What holds this astonishing breadth of opinion together is admiration for and most often a cultic devotion to the idea of apostolic succession. In a nutshell this is the belief that Jesus commissioned the apostles who in turn commissioned the bishops who through prayer and the laying on of hands have created a line of authority that flows from Jesus to all bishops today who stand within that lineage. Those who hold this view at its highest say there is no church without these bishops of the apostolic succession.

Catholics claim this (both Roman and Old), Orthodox do, as do many Anglicans and some Lutherans.

And through a series of breakaways of individual bishops from these historic communions who have created bishops who are not beholden to those original institutions we have what are technically called Episcopi Vagantes, or “Wandering bishops.” The Orthodox repudiate this as a possibility. Roman Catholic theologians, however, have posited the position that it is possible for a bishop to be created who is schismatic and even within some bounds heretical.

A google search for “Independent Catholic,” “Old Catholic” (one needs here to distinguish between the historic Old Catholic churches all of which are in communion with the historic see of Utrecht or its one substantial schism the Polish National Catholic Church in North America and the many, many independent groups and individuals using the term “Old Catholic.”), “Independent Sacramental,” “Liberal Catholic” and “Gnostic church” will reveal just some of the range within this movement.
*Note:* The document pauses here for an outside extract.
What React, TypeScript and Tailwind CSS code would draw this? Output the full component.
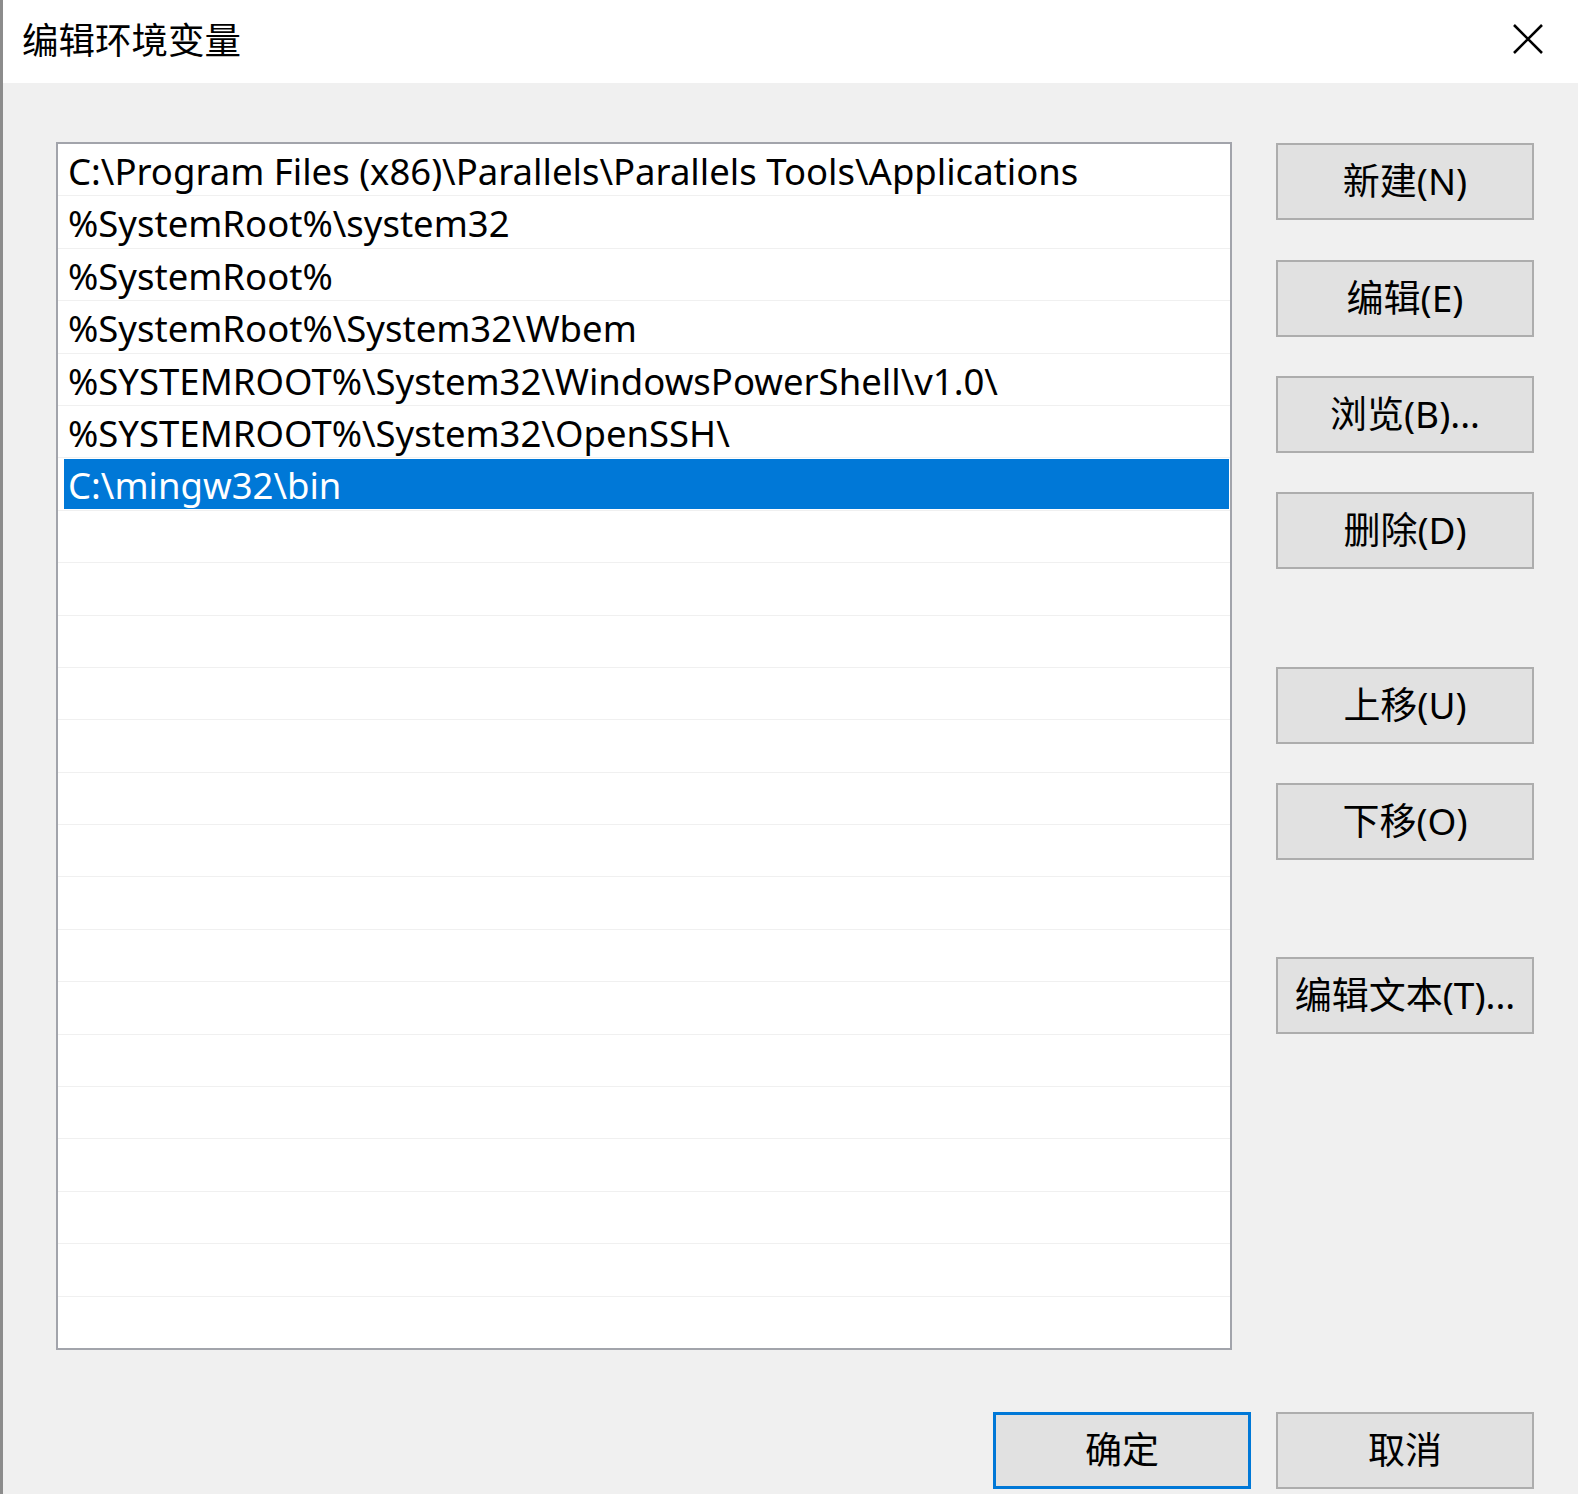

There are quite literally thousands of such “jurisdictions.” I include the quotes because while a few of these bodies are real churches with congregations, the vast majority consist of a cleric or two or three with no discernible institution supporting their work, or more brutally, dream of work.

While there are individuals within the movement whom I admire deeply (the good Bishop Plummer, mentioned above is a fine example), I’ve come to the working conclusion this movement such as it is, is in fact a spiritual dead end.

There are among this crowd just too many people playing church.

Still, there are those really interesting folk who are in fact doing things, and one just never knows where the spirit will rest.

One never knows…

Anyway, this is a long way around the barn to note something I stumbled upon today while unpacking long stored away books and files. I did my masters thesis on the institution of independent episcopacy through a focus on the life and work of the remarkable Mikhael Itkin. A worthy figure straddling several aspects of our American culture in the mid and late twentieth century, most notably as an early openly Gay religious leader.

Itkin was an Independent Catholic bishop.

I found some materials I had collected while researching the thesis. Among them I have a photo copy of Itkin’s “episcopal register.’ This is the record he kept in his own hand of those individuals he ordained over the years to various traditional Catholic posts, deacon, priest and bishop.

As I paused from my labors and thumbed through the document I stumbled upon a listing I don’t recall having noticed before. It has been literally years and years since I’ve even seen the document, much less have opened it. I have to admit only trying to avoid unpacking another box led to my perusal this time…

And this is what I found.
His list states that on the 2nd of September in 1968, Mikhael Itkin consecrated Alan Watts a bishop.

Now there are several problems immediate. One, it is possible this is not the former Episcopal priest, philosopher, writer, lecturer, and famous popularizer of Zen, but someone else of the same name. Second the listing itself was added later, it doesn’t follow in the lined pages which otherwise are pretty regular, but is squeezed in between two other people. That’s not a good sign.

But… Watts was an Episcopal priest and so he could have been interested, even in a vague way. And I’m sure Itkin would have been more than willing to provide the honor with no assumptions of Watts taking on any sort of responsibility with the title. And there were various points of time and place where they could easily have met. Still, an old friend of mine who was one of Itkin’s priests at roughly this time had not heard of this putative consecration. So many on this hand, on the other hand in this alleged event…
In fact we only know two things. Watts had left the Episcopal ministry in 1950. And this event if it occurred, eighteen years after he left the priesthood and five years before his death, was not a time where his writings reveal even that vague interest in his past ministry or the Christian church.

A major problem is that Itkin was a great exaggerator. For instance he told me he had been authorized as a Zen master and only when I pushed him hard on when and who made him such did he back off, acknowledging that what he “really meant” was that he had met several Zen teachers in New York City in his youth and that they commented on his depth of insight…

Still… On one more hand I have no memory of Itkin trotting this little tidbit of ecclesiastical gossip out when I was interviewing him. Which I take as generally corroborating a note he wrote intended for no one else’s view. Maybe here he really was able to keep a secret.

So while not a settled question, I think there is at least a passing possibility that for reasons we probably never will know, Alan Watts was an Independent Catholic bishop.